Ben Barka is a universally respected revolutionary and lived as an exile from King Hassan's Morocco, though his party represents the largest single political organisation in Morocco.
There had been several attempts on his life in the past, and his kidnapping on October 29 is likely to be connected with a plan to sabotage the Tricontinental Conference. The circumstances suggest a US-Moroccan plot.
Ben Barka was picked up at Champs Elysees by two plain-cloths French policemen and was driven to a villa, belonging to an ex-criminal, Georges Boucheesciche, where he was held captive for some time to be flown to Morocco.
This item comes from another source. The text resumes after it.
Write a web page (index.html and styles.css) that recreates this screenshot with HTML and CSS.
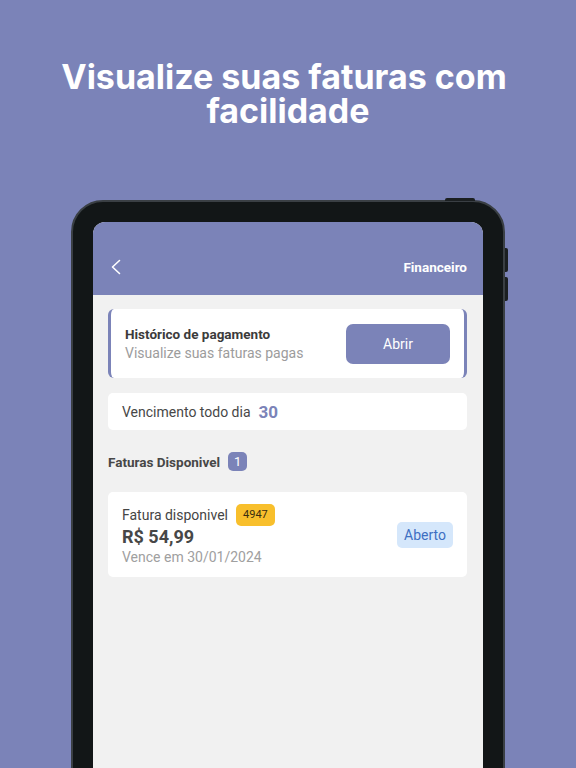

It is believed that Outkir, the Moroccan minister of interior, personally supervised the kidnapping of Ben Barka. He is known to have flown to Paris and back in a few days after the disappearance of the Moroccan Left-wing leader. Boucheesciche is also believed to have flown to Morocco with the prisoner. He has not been heard of since.
It is being said that the CIA organised the kidnapping of Ben Barka from Paris and engaged two French policemen in order to embarrass President De Gaulle before the presidential election. The French president broke diplomatic protocol by sending a personal message of sympathy to Ben Barka's mother over the head of the Moroccan ruler. A French court also issued a warrant for interrogation of the Morrocan minister of Interior, but the Moroccan government refused to entertain it.
Both Moroccan reactionaries and their Washington patrons found in Ben Barka an implacable enemy of their policies of oppression and exploitation, and would be glad to see him put out of action. It is now clear that the plan to kidnap Ben Barka had been planned carefully and extends farther than the French frontier via Rabat to Washington.
The Cuban Preparatory Committee for the Tricontinental Conference has condemned this dastardly crime and called upon governments and revolutionary organisations "to conduct an intense campaign for the life and freedom of Ben Barka, whose fate is not known and who can be, if not already, a victim of criminal and obscure designs of the kidnappers."